5.2. Seconde branche
La demanderesse faisait valoir, dans ses conclusions prises devant la cour d'appel, qu'elle n'avait commis aucune faute «en vendant le bien litigieux [à la première partie appelée en déclaration d'arrêt commun]; qu'en effet, l'acte de vente sous seing privé et l'acte authentique notarié obligent l'acquéreur au respect des prescriptions urbanistiques en vigueur (.) et reprennent l'obligation de l'acquéreur de respecter les servitudes d'utilité publique découlant du permis de lotir; [.] que l'existence éventuelle de fautes commises par l'acquéreur, ultérieurement à la vente, demeure étrangère à la (demanderesse)». L'arrêt attaqué considère que la demanderesse est en faute parce que, en sa qualité de venderesse, elle aurait dû imposer à la [première partie appelée en déclaration d'arrêt commun] le respect des prescriptions d'urbanisme et des dispositions du cahier des charges.

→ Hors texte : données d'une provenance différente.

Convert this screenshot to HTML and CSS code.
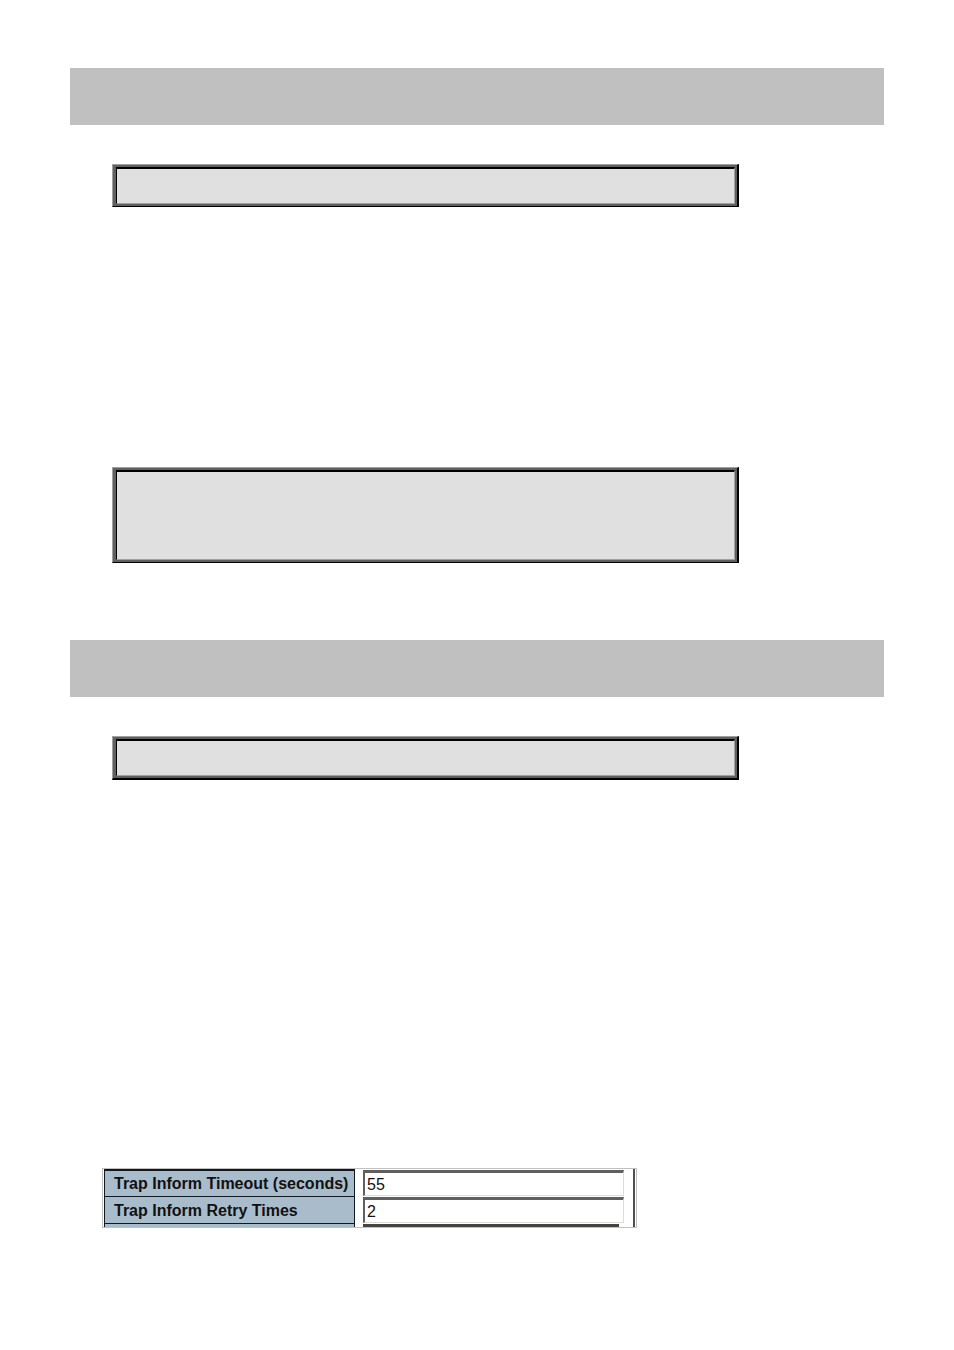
FILE: index.html
```
<!DOCTYPE html>
<html lang="en">
<head>
    <meta charset="UTF-8">
    <title>Trap Inform</title>
    <link rel="stylesheet" href="styles.css">
</head>
<body>

<section class="command">
    <div class="heading"></div>
    <div class="syntax thin"><div class="syntax-inner"></div></div>
</section>

<section class="command example">
    <div class="syntax thin"><div class="syntax-inner tall"></div></div>
</section>

<section class="command">
    <div class="heading"></div>
    <div class="syntax"><div class="syntax-inner"></div></div>
</section>

<form class="web-setting">
    <table>
        <tr>
            <th><label for="timeout">Trap Inform Timeout (seconds)</label></th>
            <td><input type="text" id="timeout" value="55"></td>
        </tr>
        <tr>
            <th><label for="retry">Trap Inform Retry Times</label></th>
            <td><input type="text" id="retry" value="2"></td>
        </tr>
        <!-- next row is cut off by the frame -->
        <tr>
            <th></th>
            <td><div class="next-field"></div></td>
        </tr>
    </table>
</form>

</body>
</html>
```
FILE: styles.css
```
body {
    margin: 0;
    padding: 68px 70px;
    background: #fff;
    font-family: "Liberation Sans", Arial, sans-serif;
    font-size: 16px;
}
.heading {
    height: 57px;
    margin-bottom: 39px;
    background: #c0c0c0;
}
.syntax {
    max-width: 619px;
    margin-left: 42px;
    padding: 2px 2px 2px 3px;
    border: solid #000;
    border-width: 1px 2px 2px 1px;
    border-top-color: #a0a0a0;
    border-left-color: #a0a0a0;
    background: #606060;
}
.syntax.thin {
    border-bottom-width: 1px;
}
.syntax-inner {
    height: 34px;
    border: 1px solid #a0a0a0;
    border-top: 2px solid #000;
    border-left: 1px solid #000;
    background: #e0e0e0;
}
.syntax-inner.tall {
    height: 87px;
}
.example {
    margin: 260px 0 77px;
}
.web-setting {
    box-sizing: border-box;
    max-width: 535px;
    height: 60px;
    margin: 388px 0 0 32px;
    padding: 0 1px;
    border: 1px solid #c0c0c0;
    overflow: hidden;
}
table {
    width: 100%;
    border-collapse: separate;
    border-spacing: 0;
    border-right: 2px solid #505050;
}
th, td {
    box-sizing: border-box;
    height: 27px;
    padding: 0;
}
th {
    width: 251px;
    padding: 1px 0 0 9px;
    border: 1px solid #101820;
    border-top-width: 2px;
    border-bottom: 0;
    background: #a9bccb;
    color: #111;
    text-align: left;
    white-space: nowrap;
}
tr + tr th {
    border-top-width: 1px;
}
td {
    padding: 1px 9px 0 8px;
    vertical-align: top;
}
input {
    display: block;
    box-sizing: border-box;
    width: 100%;
    height: 26px;
    padding: 1px 1px 0 2px;
    border: solid #dfdcd6;
    border-width: 3px 1px 1px 2px;
    border-top-color: #606060;
    border-left-color: #606060;
    background: #fff;
    color: #111;
    font: inherit;
}
.next-field {
    height: 24px;
    margin-right: 5px;
    border-top: 3px solid #444;
}
```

L'arrêt attaqué laisse sans réponse le moyen précité des conclusions de la demanderesse selon lequel celle-ci avait imposé ce respect à la [première partie appelée en déclaration d'arrêt commun] tant dans le compromis de vente que dans l'acte de vente. L'arrêt attaqué n'est dès lors pas régulièrement motivé (violation de l'article 149 de la Constitution).
6. Sixième moyen
Dispositions légales violées
- article 149 de la Constitution;
- article 1385bis, alinéa 1er, du Code judiciaire.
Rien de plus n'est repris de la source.